I suspect the title of Clive Egleton’s 1970 speculative novel A Piece of Resistance is a play on words – pièce de la résistance. It concerns the Russian invasion of Britain, published ten years after Fitz Gibbon’s alternate history novel When the Kissing had to Stop. It’s a third person narrative almost entirely from the point of view of Daniel Garnett who is an escaped prisoner working under an assumed name for the Resistance. ‘Four years ago I had a wife, a small son and a house in Keynsham until a SCRAGG Missile with a ten Megaton warhead hit Bristol, and then there was no wife, no son, and no house. Maybe there are people around who can accept the Armistice, but I’m not among their number’ (p23).

The police hunt resistance members. Yet some police are informers for the Resistance. A few resistance cells resort to bank robbery to finance arms purchases. One raid goes wrong and those who get away are being hunted. The Russian authorities have taken 200 hostages as two of their soldiers were slain.

Garnett reluctantly attempts to find the culprits. He’s torn – and very probably deceived too.

There are insights into how Britain has changed.

‘We had an arsenal of terrifying weapons which we couldn’t and didn’t dare to use. But they did. Just the one, to show us that it was all over, and that’s the way our world ended, not with a whimper but with a bang’ (p81).

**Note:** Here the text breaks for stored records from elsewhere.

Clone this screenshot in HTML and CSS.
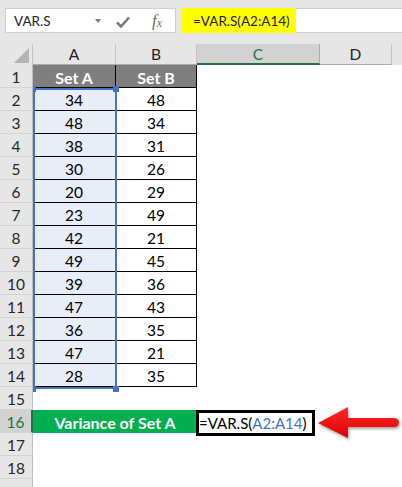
FILE: index.html
```html
<!DOCTYPE html>
<html>
<head>
<meta charset="utf-8">
<link rel="stylesheet" href="styles.css">
</head>
<body>
<div class="app">
  <div class="fbar">
    <div class="namebox">
      <span class="nb-name">VAR.S</span>
      <span class="nb-drop"></span>
      <svg class="nb-check" width="14" height="12" viewBox="0 0 14 12"><path d="M1 6.5 L5 10.5 L13 1.5" fill="none" stroke="#7a7a7a" stroke-width="2.6"/></svg>
      <span class="nb-fx">f<sub>x</sub></span>
    </div>
    <div class="finput"><span class="fhl">=VAR.S(A2:A14)</span></div>
  </div>

  <div class="sheet">
    <div class="row hdr">
      <div class="corner"><span class="tri"></span></div>
      <div class="ch">A</div>
      <div class="ch">B</div>
      <div class="ch sel">C</div>
      <div class="ch">D</div>
      <div class="ch end"></div>
    </div>

    <div class="row">
      <div class="rh">1</div>
      <div class="c tb th">Set A</div>
      <div class="c tb th">Set B</div>
      <div class="c"></div><div class="c"></div><div class="c"></div>
    </div>
    <div class="row"><div class="rh">2</div><div class="c tb sa">34</div><div class="c tb">48</div><div class="c"></div><div class="c"></div><div class="c"></div></div>
    <div class="row"><div class="rh">3</div><div class="c tb sa">48</div><div class="c tb">34</div><div class="c"></div><div class="c"></div><div class="c"></div></div>
    <div class="row"><div class="rh">4</div><div class="c tb sa">38</div><div class="c tb">31</div><div class="c"></div><div class="c"></div><div class="c"></div></div>
    <div class="row"><div class="rh">5</div><div class="c tb sa">30</div><div class="c tb">26</div><div class="c"></div><div class="c"></div><div class="c"></div></div>
    <div class="row"><div class="rh">6</div><div class="c tb sa">20</div><div class="c tb">29</div><div class="c"></div><div class="c"></div><div class="c"></div></div>
    <div class="row"><div class="rh">7</div><div class="c tb sa">23</div><div class="c tb">49</div><div class="c"></div><div class="c"></div><div class="c"></div></div>
    <div class="row"><div class="rh">8</div><div class="c tb sa">42</div><div class="c tb">21</div><div class="c"></div><div class="c"></div><div class="c"></div></div>
    <div class="row"><div class="rh">9</div><div class="c tb sa">49</div><div class="c tb">45</div><div class="c"></div><div class="c"></div><div class="c"></div></div>
    <div class="row"><div class="rh">10</div><div class="c tb sa">39</div><div class="c tb">36</div><div class="c"></div><div class="c"></div><div class="c"></div></div>
    <div class="row"><div class="rh">11</div><div class="c tb sa">47</div><div class="c tb">43</div><div class="c"></div><div class="c"></div><div class="c"></div></div>
    <div class="row"><div class="rh">12</div><div class="c tb sa">36</div><div class="c tb">35</div><div class="c"></div><div class="c"></div><div class="c"></div></div>
    <div class="row"><div class="rh">13</div><div class="c tb sa">47</div><div class="c tb">21</div><div class="c"></div><div class="c"></div><div class="c"></div></div>
    <div class="row"><div class="rh">14</div><div class="c tb sa">28</div><div class="c tb">35</div><div class="c"></div><div class="c"></div><div class="c"></div></div>
    <div class="row"><div class="rh">15</div><div class="c"></div><div class="c"></div><div class="c"></div><div class="c"></div><div class="c"></div></div>
    <div class="row"><div class="rh rsel">16</div><div class="c merged">Variance of Set A</div><div class="c"></div><div class="c"></div><div class="c"></div></div>
    <div class="row"><div class="rh">17</div><div class="c"></div><div class="c"></div><div class="c"></div><div class="c"></div><div class="c"></div></div>
    <div class="row"><div class="rh">18</div><div class="c"></div><div class="c"></div><div class="c"></div><div class="c"></div><div class="c"></div></div>
    <div class="row"><div class="rh"></div><div class="c"></div><div class="c"></div><div class="c"></div><div class="c"></div><div class="c"></div></div>

    <div class="selbox"></div>
    <span class="hdl h-tl"></span>
    <span class="hdl h-tr"></span>
    <span class="hdl h-bl"></span>
    <span class="hdl h-br"></span>

    <div class="editor">=VAR.S(<span class="ref">A2:A14</span>)</div>

    <svg class="arrow" width="86" height="44" viewBox="0 0 86 44">
      <defs>
        <linearGradient id="rg" x1="0" y1="0" x2="0" y2="1">
          <stop offset="0" stop-color="#ff2a2a"/>
          <stop offset="1" stop-color="#e00000"/>
        </linearGradient>
      </defs>
      <path d="M2 20 L32 4 L32 15 L78.5 15 A4.5 4.5 0 0 1 78.5 24 L32 24 L32 35 Z" fill="url(#rg)"/>
    </svg>
  </div>
</div>
</body>
</html>
```

FILE: styles.css
```css
html, body {
  margin: 0;
  padding: 0;
}
body {
  width: 402px;
  height: 487px;
  overflow: hidden;
  background: #ffffff;
  font-family: Lato, "Liberation Sans", sans-serif;
  color: #000;
}
.app {
  width: 402px;
}

/* formula bar */
.fbar {
  height: 44px;
  background: #e6e6e6;
  display: flex;
  align-items: flex-start;
  padding-top: 8px;
  box-sizing: border-box;
}
.namebox {
  margin-left: 5px;
  width: 171px;
  height: 25px;
  background: #fff;
  border: 1px solid #d0d0d0;
  box-sizing: border-box;
  display: flex;
  align-items: center;
  padding-left: 8px;
}
.nb-name {
  font-size: 13.5px;
  color: #222;
  width: 37px;
}
.nb-drop {
  margin-left: 44px;
  width: 0;
  height: 0;
  border-left: 3.5px solid transparent;
  border-right: 3.5px solid transparent;
  border-top: 4px solid #7a7a7a;
}
.nb-check {
  margin-left: 15px;
  margin-top: 2px;
}
.nb-fx {
  margin-left: 22px;
  font-family: "Liberation Serif", serif;
  font-style: italic;
  font-size: 17px;
  color: #6e6e6e;
  line-height: 1;
}
.nb-fx sub {
  font-size: 12px;
  vertical-align: -1px;
}
.finput {
  margin-left: 5px;
  flex: 1;
  height: 25px;
  background: #fff;
  border-top: 1px solid #d0d0d0;
  border-bottom: 1px solid #d0d0d0;
  box-sizing: border-box;
  display: flex;
}
.fhl {
  background: #ffff00;
  width: 115px;
  box-sizing: border-box;
  padding-left: 12px;
  font-size: 13.5px;
  color: #222;
  display: flex;
  align-items: center;
  margin-top: -1px;
  margin-bottom: -1px;
}

/* sheet */
.sheet {
  position: relative;
}
.row {
  display: grid;
  grid-template-columns: 33px 83px 81px 123px 72px 1fr;
  height: 23px;
}
.row.hdr {
  height: 21px;
  background: #e6e6e6;
}
.corner {
  position: relative;
  border-right: 1px solid #c4c4c4;
  box-sizing: border-box;
}
.tri {
  position: absolute;
  right: 3px;
  bottom: 2px;
  width: 0;
  height: 0;
  border-left: 15px solid transparent;
  border-bottom: 15px solid #b4b4b4;
}
.ch {
  display: flex;
  align-items: center;
  justify-content: center;
  font-size: 15.5px;
  color: #222;
  border-right: 1px solid #c4c4c4;
  border-bottom: 1px solid #ababab;
  box-sizing: border-box;
}
.ch.sel {
  background: #d2d2d2;
  color: #217346;
  border-bottom: 2px solid #217346;
  border-right: 1px solid #ababab;
}
.ch.end {
  border: none;
}
.rh {
  background: #e6e6e6;
  border-right: 1px solid #bdbdbd;
  border-bottom: 1px solid #d4d4d4;
  box-sizing: border-box;
  display: flex;
  align-items: center;
  justify-content: center;
  font-size: 15.5px;
  color: #262626;
  padding-top: 1px;
}
.rh.rsel {
  background: #d2d2d2;
  color: #217346;
  border-right: 2px solid #217346;
}
.c {
  box-sizing: border-box;
  display: flex;
  align-items: center;
  justify-content: center;
  font-size: 15.5px;
  padding-top: 2px;
}
.c.tb {
  border-right: 1px solid #000;
  border-bottom: 1px solid #000;
}
.c.th {
  background: #7f7f7f;
  color: #fff;
  font-weight: bold;
  font-size: 16px;
}
.c.sa {
  background: #e8eef8;
}
.c.merged {
  grid-column: span 2;
  background: #00b050;
  color: #fff;
  font-weight: bold;
  font-size: 16px;
}

/* overlays */
.selbox {
  position: absolute;
  left: 33px;
  top: 44px;
  width: 84px;
  height: 301px;
  border: 2px solid #4472c4;
  box-sizing: border-box;
}
.hdl {
  position: absolute;
  width: 6px;
  height: 6px;
  background: #4472c4;
}
.h-tl { left: 33px; top: 42px; width: 3px; }
.h-tr { left: 113px; top: 42px; }
.h-bl { left: 33px; top: 342px; width: 3px; }
.h-br { left: 113px; top: 342px; }

.editor {
  position: absolute;
  left: 196px;
  top: 366px;
  width: 119px;
  height: 26px;
  border: 3px solid #000;
  box-sizing: border-box;
  background: #fff;
  font-size: 15px;
  line-height: 20px;
  padding-left: 0;
  white-space: nowrap;
  color: #000;
}
.editor .ref {
  color: #4472c4;
}
.arrow {
  position: absolute;
  left: 316px;
  top: 359px;
  filter: drop-shadow(1px 2px 1.5px rgba(0,0,0,0.35));
}
```
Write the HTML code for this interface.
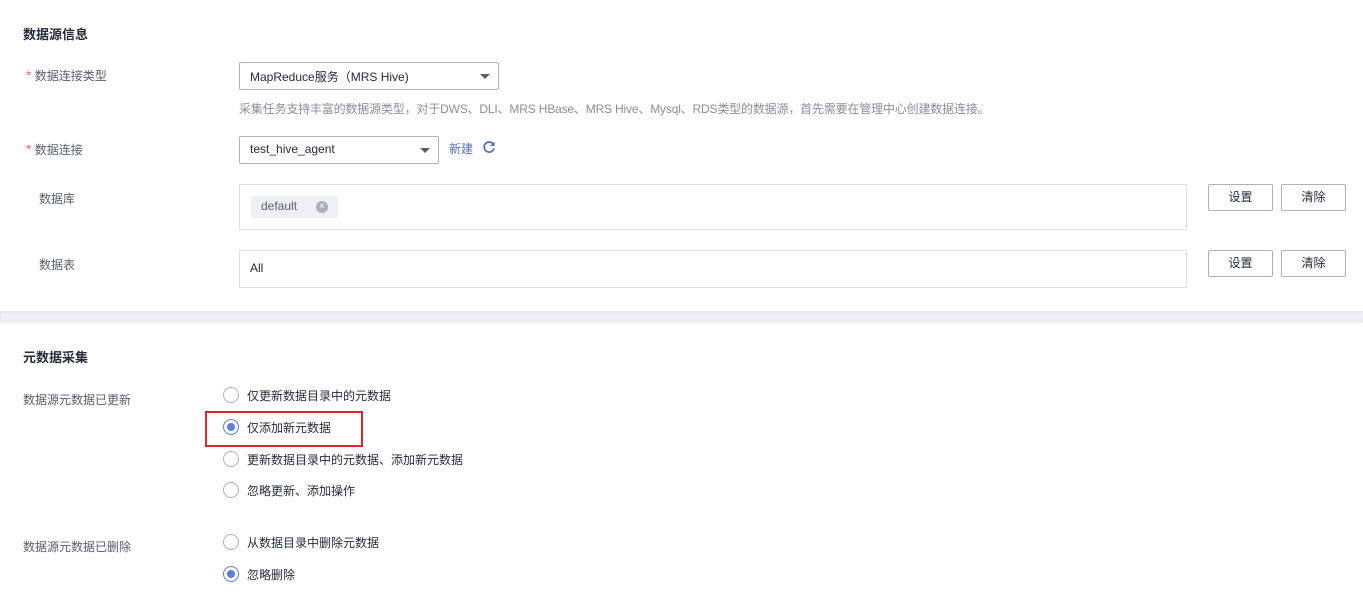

‘A car for every Russian made in Birmingham. They’ll have all of us walking before long. My car’s been off the road for three weeks waiting for two new tyres, and I’m supposed to have priority’ (p33).

Egleton was a leading thriller writer for forty years with inside knowledge of Intelligence and Counter-Intelligence. His style is very readable and quite thrilling.

‘For a few paces his stride remained unchecked even though the blood was spurting from the hole in his throat, and then, quite suddenly, he collapsed like a rag doll’ (p47).

This is the first Garnett book in a trilogy; the others are Last Post for a Partisan and The Judas Mandate.

Clive Egleton died in 2006, aged 79. His novel Seven Days to a Killing was filmed as The Black Windmill starring Michael Caine.